— START OF Source records —
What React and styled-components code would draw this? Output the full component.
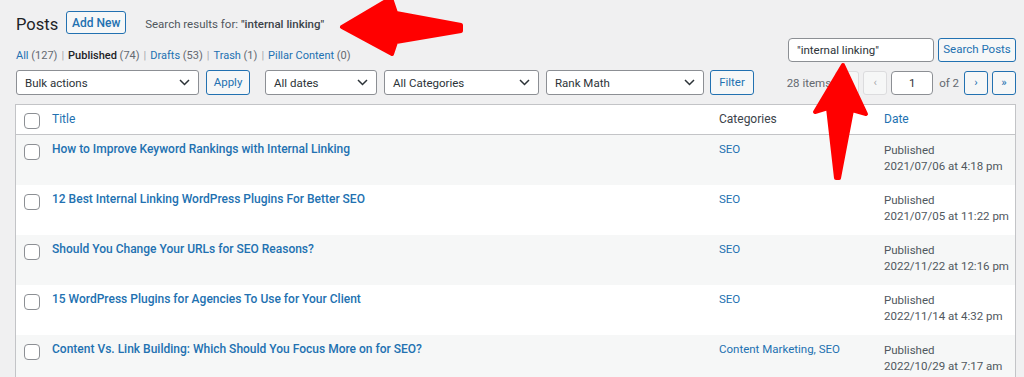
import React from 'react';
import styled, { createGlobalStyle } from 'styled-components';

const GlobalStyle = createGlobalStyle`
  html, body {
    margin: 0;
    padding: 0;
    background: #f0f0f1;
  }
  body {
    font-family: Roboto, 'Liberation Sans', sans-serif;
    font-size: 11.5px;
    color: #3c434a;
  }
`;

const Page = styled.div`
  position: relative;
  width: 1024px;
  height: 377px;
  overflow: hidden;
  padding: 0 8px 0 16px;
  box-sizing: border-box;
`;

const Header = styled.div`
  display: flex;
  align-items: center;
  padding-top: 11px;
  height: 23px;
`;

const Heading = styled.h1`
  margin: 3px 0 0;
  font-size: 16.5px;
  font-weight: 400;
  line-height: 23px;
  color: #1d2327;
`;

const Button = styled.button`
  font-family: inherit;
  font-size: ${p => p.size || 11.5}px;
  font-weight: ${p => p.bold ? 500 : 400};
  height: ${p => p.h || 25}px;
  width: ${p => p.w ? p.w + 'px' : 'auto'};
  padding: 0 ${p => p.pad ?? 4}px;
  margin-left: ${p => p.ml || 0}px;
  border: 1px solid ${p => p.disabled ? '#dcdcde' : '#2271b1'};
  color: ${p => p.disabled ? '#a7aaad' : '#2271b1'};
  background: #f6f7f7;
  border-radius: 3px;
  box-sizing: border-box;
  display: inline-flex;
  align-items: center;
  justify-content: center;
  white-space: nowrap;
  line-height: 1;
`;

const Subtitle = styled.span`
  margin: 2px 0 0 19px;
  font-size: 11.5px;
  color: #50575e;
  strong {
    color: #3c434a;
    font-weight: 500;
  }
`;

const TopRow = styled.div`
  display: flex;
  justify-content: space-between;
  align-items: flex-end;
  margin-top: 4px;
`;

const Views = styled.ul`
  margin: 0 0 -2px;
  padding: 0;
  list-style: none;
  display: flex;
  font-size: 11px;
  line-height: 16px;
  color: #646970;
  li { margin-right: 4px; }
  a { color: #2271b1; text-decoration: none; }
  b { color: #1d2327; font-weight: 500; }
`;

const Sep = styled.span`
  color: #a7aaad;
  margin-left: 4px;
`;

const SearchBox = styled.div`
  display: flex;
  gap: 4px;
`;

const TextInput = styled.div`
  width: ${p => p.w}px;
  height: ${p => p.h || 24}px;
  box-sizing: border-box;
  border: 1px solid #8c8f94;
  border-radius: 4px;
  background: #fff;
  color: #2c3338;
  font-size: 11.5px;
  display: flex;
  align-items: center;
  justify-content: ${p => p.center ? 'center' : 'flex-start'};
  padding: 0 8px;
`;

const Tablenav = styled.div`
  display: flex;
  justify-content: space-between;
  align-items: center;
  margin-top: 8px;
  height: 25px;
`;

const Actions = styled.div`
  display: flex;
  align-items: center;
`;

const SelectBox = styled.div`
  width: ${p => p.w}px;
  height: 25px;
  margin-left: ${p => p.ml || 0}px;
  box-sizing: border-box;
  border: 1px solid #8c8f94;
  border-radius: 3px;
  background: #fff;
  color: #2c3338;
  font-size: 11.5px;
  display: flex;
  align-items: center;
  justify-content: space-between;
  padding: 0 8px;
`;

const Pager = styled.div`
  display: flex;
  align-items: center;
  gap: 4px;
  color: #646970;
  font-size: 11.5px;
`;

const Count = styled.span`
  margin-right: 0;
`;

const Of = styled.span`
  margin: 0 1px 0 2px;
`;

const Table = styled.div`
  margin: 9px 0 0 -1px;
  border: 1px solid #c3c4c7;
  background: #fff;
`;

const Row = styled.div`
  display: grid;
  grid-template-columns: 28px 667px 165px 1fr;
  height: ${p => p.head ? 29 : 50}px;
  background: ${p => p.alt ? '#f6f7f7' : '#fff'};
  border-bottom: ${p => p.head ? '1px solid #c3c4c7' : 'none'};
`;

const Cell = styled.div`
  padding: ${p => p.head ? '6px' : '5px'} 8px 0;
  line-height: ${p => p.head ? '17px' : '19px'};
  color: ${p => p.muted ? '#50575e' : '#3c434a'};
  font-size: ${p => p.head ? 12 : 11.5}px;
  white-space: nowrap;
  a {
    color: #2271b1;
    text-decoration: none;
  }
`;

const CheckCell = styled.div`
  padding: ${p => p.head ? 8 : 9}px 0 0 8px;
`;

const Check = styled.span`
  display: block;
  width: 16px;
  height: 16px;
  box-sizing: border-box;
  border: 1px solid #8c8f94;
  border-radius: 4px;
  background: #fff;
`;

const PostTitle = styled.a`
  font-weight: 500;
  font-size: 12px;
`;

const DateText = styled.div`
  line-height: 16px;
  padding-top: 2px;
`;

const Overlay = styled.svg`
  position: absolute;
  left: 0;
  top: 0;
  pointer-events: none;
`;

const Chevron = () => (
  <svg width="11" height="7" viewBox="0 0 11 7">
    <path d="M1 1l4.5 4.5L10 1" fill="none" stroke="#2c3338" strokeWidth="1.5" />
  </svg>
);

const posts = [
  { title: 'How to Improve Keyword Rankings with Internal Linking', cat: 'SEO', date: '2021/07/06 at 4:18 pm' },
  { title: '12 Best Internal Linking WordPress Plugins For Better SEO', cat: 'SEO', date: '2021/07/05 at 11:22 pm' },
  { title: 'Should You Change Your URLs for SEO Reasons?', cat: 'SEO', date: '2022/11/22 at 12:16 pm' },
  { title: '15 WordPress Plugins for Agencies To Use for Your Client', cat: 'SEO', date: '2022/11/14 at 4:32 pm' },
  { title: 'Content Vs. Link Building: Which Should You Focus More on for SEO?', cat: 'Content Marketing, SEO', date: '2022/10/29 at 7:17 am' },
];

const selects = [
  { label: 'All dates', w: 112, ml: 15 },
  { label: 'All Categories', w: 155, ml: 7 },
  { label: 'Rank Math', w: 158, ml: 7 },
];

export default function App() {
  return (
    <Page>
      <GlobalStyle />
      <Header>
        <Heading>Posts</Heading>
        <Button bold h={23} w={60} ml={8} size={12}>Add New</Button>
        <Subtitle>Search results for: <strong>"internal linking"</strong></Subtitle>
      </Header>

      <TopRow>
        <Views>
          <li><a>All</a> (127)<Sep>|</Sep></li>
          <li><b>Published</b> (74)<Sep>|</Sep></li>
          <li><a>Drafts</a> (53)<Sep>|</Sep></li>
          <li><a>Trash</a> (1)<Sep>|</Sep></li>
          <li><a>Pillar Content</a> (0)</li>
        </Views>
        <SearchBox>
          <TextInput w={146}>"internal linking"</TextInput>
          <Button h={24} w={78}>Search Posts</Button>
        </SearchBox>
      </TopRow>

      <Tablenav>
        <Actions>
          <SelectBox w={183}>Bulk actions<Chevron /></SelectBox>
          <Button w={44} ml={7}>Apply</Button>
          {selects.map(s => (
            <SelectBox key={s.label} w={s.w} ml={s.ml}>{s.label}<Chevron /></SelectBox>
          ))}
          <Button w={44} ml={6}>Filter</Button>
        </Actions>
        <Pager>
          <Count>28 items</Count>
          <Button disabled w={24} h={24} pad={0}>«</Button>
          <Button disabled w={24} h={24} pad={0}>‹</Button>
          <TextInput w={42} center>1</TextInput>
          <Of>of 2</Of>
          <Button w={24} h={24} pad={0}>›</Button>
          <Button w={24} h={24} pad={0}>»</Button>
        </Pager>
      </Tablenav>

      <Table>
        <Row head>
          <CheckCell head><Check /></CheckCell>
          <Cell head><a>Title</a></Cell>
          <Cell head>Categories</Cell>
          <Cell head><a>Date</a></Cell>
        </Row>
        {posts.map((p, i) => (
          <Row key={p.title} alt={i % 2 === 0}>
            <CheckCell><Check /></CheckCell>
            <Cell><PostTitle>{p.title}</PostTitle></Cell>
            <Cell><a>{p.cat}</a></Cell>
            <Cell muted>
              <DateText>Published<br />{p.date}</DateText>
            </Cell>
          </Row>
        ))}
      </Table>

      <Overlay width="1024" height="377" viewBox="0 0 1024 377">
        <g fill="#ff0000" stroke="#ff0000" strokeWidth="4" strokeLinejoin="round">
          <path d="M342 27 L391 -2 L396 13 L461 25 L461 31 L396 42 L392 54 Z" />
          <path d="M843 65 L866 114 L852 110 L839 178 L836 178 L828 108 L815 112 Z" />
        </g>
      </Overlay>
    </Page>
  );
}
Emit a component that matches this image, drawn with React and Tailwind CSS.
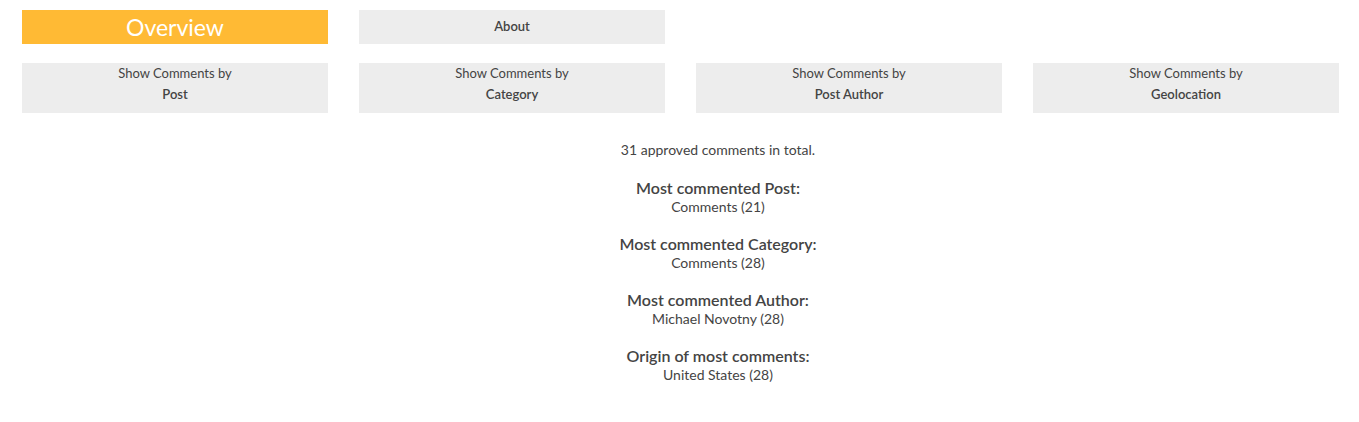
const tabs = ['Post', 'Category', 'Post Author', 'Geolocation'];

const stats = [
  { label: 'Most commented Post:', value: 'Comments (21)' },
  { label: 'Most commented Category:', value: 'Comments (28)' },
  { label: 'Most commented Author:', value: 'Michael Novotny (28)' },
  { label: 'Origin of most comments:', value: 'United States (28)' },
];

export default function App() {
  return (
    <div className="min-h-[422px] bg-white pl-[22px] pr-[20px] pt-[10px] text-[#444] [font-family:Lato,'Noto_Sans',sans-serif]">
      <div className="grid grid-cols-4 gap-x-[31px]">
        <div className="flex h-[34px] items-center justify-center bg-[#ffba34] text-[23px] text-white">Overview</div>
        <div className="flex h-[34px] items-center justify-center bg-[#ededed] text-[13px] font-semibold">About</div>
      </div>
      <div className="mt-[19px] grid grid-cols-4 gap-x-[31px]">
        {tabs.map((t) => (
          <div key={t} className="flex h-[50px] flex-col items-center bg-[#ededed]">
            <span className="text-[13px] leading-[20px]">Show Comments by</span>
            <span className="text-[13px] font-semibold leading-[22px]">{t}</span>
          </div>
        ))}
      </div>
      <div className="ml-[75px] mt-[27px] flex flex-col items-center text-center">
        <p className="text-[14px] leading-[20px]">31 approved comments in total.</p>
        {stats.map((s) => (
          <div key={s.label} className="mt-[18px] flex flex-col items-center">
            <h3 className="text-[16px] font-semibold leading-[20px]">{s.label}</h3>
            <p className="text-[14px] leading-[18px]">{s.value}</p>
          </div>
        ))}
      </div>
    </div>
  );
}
— END OF Source records —
■ Do this:
Keep to the lines above from the line with "Emit a component" to the line with "const tabs = ['Post', 'Category', 'Post", and set down exactly those, inclusive, with nothing else and every picture left out.

■ Solution below:
Emit a component that matches this image, drawn with React and Tailwind CSS.
const tabs = ['Post', 'Category', 'Post Author', 'Geolocation'];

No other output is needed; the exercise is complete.